══ MATERIAL ══
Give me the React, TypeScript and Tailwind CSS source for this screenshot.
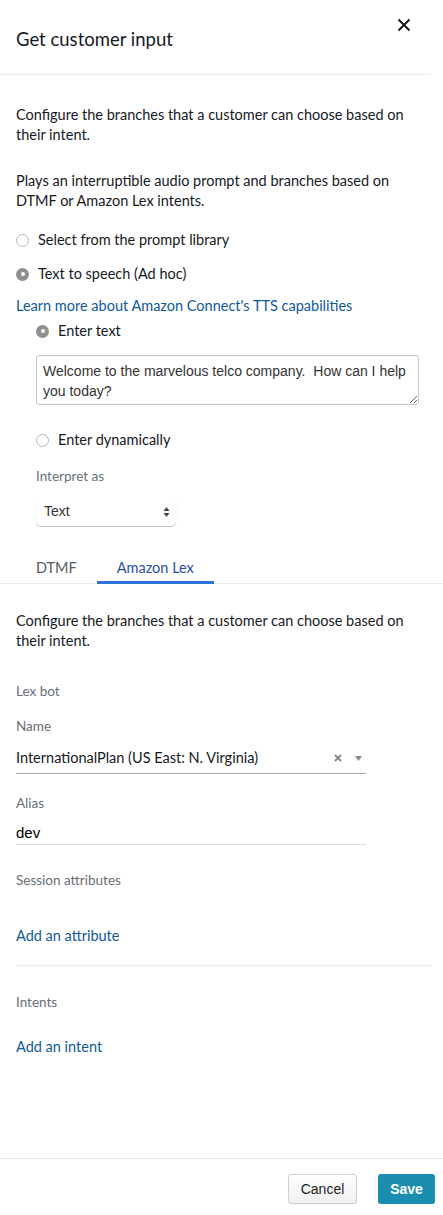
import React, { useState } from 'react';

const font = "font-['Lato','Liberation_Sans',sans-serif]";
const helv = "font-['Liberation_Sans',Arial,sans-serif]";

const Radio: React.FC<{ checked?: boolean; label: string; onClick?: () => void }> = ({ checked, label, onClick }) => (
  <button type="button" onClick={onClick} className="flex items-center gap-[9px] text-[14.5px] text-[#16191f] leading-5">
    {checked ? (
      <span className="w-[13px] h-[13px] rounded-full bg-[#8f8f8f] flex items-center justify-center">
        <span className="w-[4px] h-[4px] rounded-full bg-white" />
      </span>
    ) : (
      <span className="w-[13px] h-[13px] rounded-full border border-[#b8b8b8] bg-white" />
    )}
    <span>{label}</span>
  </button>
);

const Label: React.FC<{ children: React.ReactNode }> = ({ children }) => (
  <div className="text-[13.5px] text-[#687078] leading-5">{children}</div>
);

export default function App() {
  const [source, setSource] = useState<'library' | 'tts'>('tts');
  const [entry, setEntry] = useState<'text' | 'dynamic'>('text');
  const [tab, setTab] = useState<'dtmf' | 'lex'>('lex');
  const [text, setText] = useState('Welcome to the marvelous telco company.  How can I help you today?');

  return (
    <div className={`w-[443px] h-[1215px] bg-white flex flex-col ${font} text-[#16191f]`}>
      <header className="h-[75px] border-b border-[#eaeded] mr-[12px] flex items-start justify-between pl-4 pr-[20px]">
        <h1 className="text-[18.5px] leading-6 mt-[27px]">Get customer input</h1>
        <button type="button" aria-label="Close" className="mt-[18px]">
          <svg width="14" height="14" viewBox="0 0 14 14" fill="none" stroke="#16191f" strokeWidth="2">
            <path d="M1.5 1.5 L12.5 12.5 M12.5 1.5 L1.5 12.5" />
          </svg>
        </button>
      </header>

      <div className="flex-1 flex flex-col">
        <div className="px-4 pt-[30px]">
          <p className="text-[14.5px] leading-5 max-w-[395px]">Configure the branches that a customer can choose based on their intent.</p>
          <p className="text-[14.5px] leading-5 mt-[26px] max-w-[395px]">Plays an interruptible audio prompt and branches based on DTMF or Amazon Lex intents.</p>
          <div className="mt-[19px] flex flex-col gap-[14px]">
            <Radio label="Select from the prompt library" checked={source === 'library'} onClick={() => setSource('library')} />
            <Radio label="Text to speech (Ad hoc)" checked={source === 'tts'} onClick={() => setSource('tts')} />
          </div>
          <a href="#" className="block mt-[12px] text-[14.5px] leading-5 text-[#0f5a9b]">Learn more about Amazon Connect's TTS capabilities</a>
          <div className="pl-[20px] mt-[5px]">
            <Radio label="Enter text" checked={entry === 'text'} onClick={() => setEntry('text')} />
            <textarea
              value={text}
              onChange={(e) => setText(e.target.value)}
              rows={2}
              className={`${helv} block mt-[14px] w-[383px] h-[50px] border border-[#c6c6c6] rounded-[3px] px-[6px] py-[5px] text-[14px] leading-5 text-[#333] resize-y outline-none`}
            />
            <div className="mt-[25px]">
              <Radio label="Enter dynamically" checked={entry === 'dynamic'} onClick={() => setEntry('dynamic')} />
            </div>
            <div className="mt-[16px]">
              <Label>Interpret as</Label>
            </div>
            <div className="mt-[11px] w-[140px] h-[29px] rounded-[5px] bg-white shadow-[0_1px_1px_rgba(0,0,0,0.25)] flex items-center justify-between pl-[8px] pr-[6px]">
              <span className={`${helv} text-[14px] text-[#333]`}>Text</span>
              <svg width="7" height="12" viewBox="0 0 7 12" fill="#444">
                <path d="M3.5 1 L6.5 5 L0.5 5 Z M3.5 11 L6.5 7 L0.5 7 Z" />
              </svg>
            </div>
          </div>
        </div>

        <div className="mt-[25px] border-b border-[#eaeded] flex pl-4">
          <button type="button" onClick={() => setTab('dtmf')} className={`px-5 h-[33px] text-[14.5px] flex items-start pt-[6px] -mb-px border-b-[3px] ${tab === 'dtmf' ? 'border-[#2c72d8] text-[#2a4fa8]' : 'border-transparent text-[#545b64]'}`}>
            DTMF
          </button>
          <button type="button" onClick={() => setTab('lex')} className={`px-5 h-[33px] text-[14.5px] flex items-start pt-[6px] -mb-px border-b-[3px] ${tab === 'lex' ? 'border-[#2c72d8] text-[#2a4fa8]' : 'border-transparent text-[#545b64]'}`}>
            Amazon Lex
          </button>
        </div>

        <div className="px-4 pt-[27px]">
          <p className="text-[14.5px] leading-5 max-w-[395px]">Configure the branches that a customer can choose based on their intent.</p>
          <div className="mt-[30px]"><Label>Lex bot</Label></div>
          <div className="mt-[15px]"><Label>Name</Label></div>
          <div className="mt-[12px] w-[350px] h-[26px] border-b border-[#a8a8a8] flex items-start justify-between">
            <span className="text-[14.5px] leading-5">InternationalPlan (US East: N. Virginia)</span>
            <span className="flex items-center gap-[13px] pr-[4px] pt-[6px]">
              <svg width="8" height="8" viewBox="0 0 8 8" stroke="#8a8a8a" strokeWidth="2"><path d="M1 1 L7 7 M7 1 L1 7" /></svg>
              <svg width="7" height="5" viewBox="0 0 7 5" fill="#8a8a8a"><path d="M0 0 L7 0 L3.5 5 Z" /></svg>
            </span>
          </div>
          <div className="mt-[19px]"><Label>Alias</Label></div>
          <div className={`${helv} mt-[10px] w-[350px] h-[22px] border-b border-[#dcdcdc] text-[15px] leading-5 text-black`}>dev</div>
          <div className="mt-[25px]"><Label>Session attributes</Label></div>
          <a href="#" className="block mt-[36px] text-[14.5px] leading-5 text-[#0f5a9b]">Add an attribute</a>
          <div className="mt-[19px] border-t border-[#eaeded] mr-[-5px]" />
          <div className="mt-[26px]"><Label>Intents</Label></div>
          <a href="#" className="block mt-[25px] text-[14.5px] leading-5 text-[#0f5a9b]">Add an intent</a>
        </div>
      </div>

      <footer className="h-[57px] border-t border-[#e5e5e5] flex items-start justify-end gap-[21px] pr-[8px] pt-[15px]">
        <button type="button" className={`${helv} h-[30px] w-[69px] rounded-[3px] border border-[#cfcfcf] bg-gradient-to-b from-white to-[#f0f0f0] text-[14px] text-[#222]`}>
          Cancel
        </button>
        <button type="button" className={`${helv} h-[30px] w-[57px] rounded-[3px] bg-[#1b8eb0] text-[14px] font-bold text-white`}>
          Save
        </button>
      </footer>
    </div>
  );
}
═══
WRITTEN INSTRUCTION: The data above needs to be retyped exactly, with the images left out.

FULL OUTPUT:
Give me the React, TypeScript and Tailwind CSS source for this screenshot.
import React, { useState } from 'react';

const font = "font-['Lato','Liberation_Sans',sans-serif]";
const helv = "font-['Liberation_Sans',Arial,sans-serif]";

const Radio: React.FC<{ checked?: boolean; label: string; onClick?: () => void }> = ({ checked, label, onClick }) => (
  <button type="button" onClick={onClick} className="flex items-center gap-[9px] text-[14.5px] text-[#16191f] leading-5">
    {checked ? (
      <span className="w-[13px] h-[13px] rounded-full bg-[#8f8f8f] flex items-center justify-center">
        <span className="w-[4px] h-[4px] rounded-full bg-white" />
      </span>
    ) : (
      <span className="w-[13px] h-[13px] rounded-full border border-[#b8b8b8] bg-white" />
    )}
    <span>{label}</span>
  </button>
);

const Label: React.FC<{ children: React.ReactNode }> = ({ children }) => (
  <div className="text-[13.5px] text-[#687078] leading-5">{children}</div>
);

export default function App() {
  const [source, setSource] = useState<'library' | 'tts'>('tts');
  const [entry, setEntry] = useState<'text' | 'dynamic'>('text');
  const [tab, setTab] = useState<'dtmf' | 'lex'>('lex');
  const [text, setText] = useState('Welcome to the marvelous telco company.  How can I help you today?');

  return (
    <div className={`w-[443px] h-[1215px] bg-white flex flex-col ${font} text-[#16191f]`}>
      <header className="h-[75px] border-b border-[#eaeded] mr-[12px] flex items-start justify-between pl-4 pr-[20px]">
        <h1 className="text-[18.5px] leading-6 mt-[27px]">Get customer input</h1>
        <button type="button" aria-label="Close" className="mt-[18px]">
          <svg width="14" height="14" viewBox="0 0 14 14" fill="none" stroke="#16191f" strokeWidth="2">
            <path d="M1.5 1.5 L12.5 12.5 M12.5 1.5 L1.5 12.5" />
          </svg>
        </button>
      </header>

      <div className="flex-1 flex flex-col">
        <div className="px-4 pt-[30px]">
          <p className="text-[14.5px] leading-5 max-w-[395px]">Configure the branches that a customer can choose based on their intent.</p>
          <p className="text-[14.5px] leading-5 mt-[26px] max-w-[395px]">Plays an interruptible audio prompt and branches based on DTMF or Amazon Lex intents.</p>
          <div className="mt-[19px] flex flex-col gap-[14px]">
            <Radio label="Select from the prompt library" checked={source === 'library'} onClick={() => setSource('library')} />
            <Radio label="Text to speech (Ad hoc)" checked={source === 'tts'} onClick={() => setSource('tts')} />
          </div>
          <a href="#" className="block mt-[12px] text-[14.5px] leading-5 text-[#0f5a9b]">Learn more about Amazon Connect's TTS capabilities</a>
          <div className="pl-[20px] mt-[5px]">
            <Radio label="Enter text" checked={entry === 'text'} onClick={() => setEntry('text')} />
            <textarea
              value={text}
              onChange={(e) => setText(e.target.value)}
              rows={2}
              className={`${helv} block mt-[14px] w-[383px] h-[50px] border border-[#c6c6c6] rounded-[3px] px-[6px] py-[5px] text-[14px] leading-5 text-[#333] resize-y outline-none`}
            />
            <div className="mt-[25px]">
              <Radio label="Enter dynamically" checked={entry === 'dynamic'} onClick={() => setEntry('dynamic')} />
            </div>
            <div className="mt-[16px]">
              <Label>Interpret as</Label>
            </div>
            <div className="mt-[11px] w-[140px] h-[29px] rounded-[5px] bg-white shadow-[0_1px_1px_rgba(0,0,0,0.25)] flex items-center justify-between pl-[8px] pr-[6px]">
              <span className={`${helv} text-[14px] text-[#333]`}>Text</span>
              <svg width="7" height="12" viewBox="0 0 7 12" fill="#444">
                <path d="M3.5 1 L6.5 5 L0.5 5 Z M3.5 11 L6.5 7 L0.5 7 Z" />
              </svg>
            </div>
          </div>
        </div>

        <div className="mt-[25px] border-b border-[#eaeded] flex pl-4">
          <button type="button" onClick={() => setTab('dtmf')} className={`px-5 h-[33px] text-[14.5px] flex items-start pt-[6px] -mb-px border-b-[3px] ${tab === 'dtmf' ? 'border-[#2c72d8] text-[#2a4fa8]' : 'border-transparent text-[#545b64]'}`}>
            DTMF
          </button>
          <button type="button" onClick={() => setTab('lex')} className={`px-5 h-[33px] text-[14.5px] flex items-start pt-[6px] -mb-px border-b-[3px] ${tab === 'lex' ? 'border-[#2c72d8] text-[#2a4fa8]' : 'border-transparent text-[#545b64]'}`}>
            Amazon Lex
          </button>
        </div>

        <div className="px-4 pt-[27px]">
          <p className="text-[14.5px] leading-5 max-w-[395px]">Configure the branches that a customer can choose based on their intent.</p>
          <div className="mt-[30px]"><Label>Lex bot</Label></div>
          <div className="mt-[15px]"><Label>Name</Label></div>
          <div className="mt-[12px] w-[350px] h-[26px] border-b border-[#a8a8a8] flex items-start justify-between">
            <span className="text-[14.5px] leading-5">InternationalPlan (US East: N. Virginia)</span>
            <span className="flex items-center gap-[13px] pr-[4px] pt-[6px]">
              <svg width="8" height="8" viewBox="0 0 8 8" stroke="#8a8a8a" strokeWidth="2"><path d="M1 1 L7 7 M7 1 L1 7" /></svg>
              <svg width="7" height="5" viewBox="0 0 7 5" fill="#8a8a8a"><path d="M0 0 L7 0 L3.5 5 Z" /></svg>
            </span>
          </div>
          <div className="mt-[19px]"><Label>Alias</Label></div>
          <div className={`${helv} mt-[10px] w-[350px] h-[22px] border-b border-[#dcdcdc] text-[15px] leading-5 text-black`}>dev</div>
          <div className="mt-[25px]"><Label>Session attributes</Label></div>
          <a href="#" className="block mt-[36px] text-[14.5px] leading-5 text-[#0f5a9b]">Add an attribute</a>
          <div className="mt-[19px] border-t border-[#eaeded] mr-[-5px]" />
          <div className="mt-[26px]"><Label>Intents</Label></div>
          <a href="#" className="block mt-[25px] text-[14.5px] leading-5 text-[#0f5a9b]">Add an intent</a>
        </div>
      </div>

      <footer className="h-[57px] border-t border-[#e5e5e5] flex items-start justify-end gap-[21px] pr-[8px] pt-[15px]">
        <button type="button" className={`${helv} h-[30px] w-[69px] rounded-[3px] border border-[#cfcfcf] bg-gradient-to-b from-white to-[#f0f0f0] text-[14px] text-[#222]`}>
          Cancel
        </button>
        <button type="button" className={`${helv} h-[30px] w-[57px] rounded-[3px] bg-[#1b8eb0] text-[14px] font-bold text-white`}>
          Save
        </button>
      </footer>
    </div>
  );
}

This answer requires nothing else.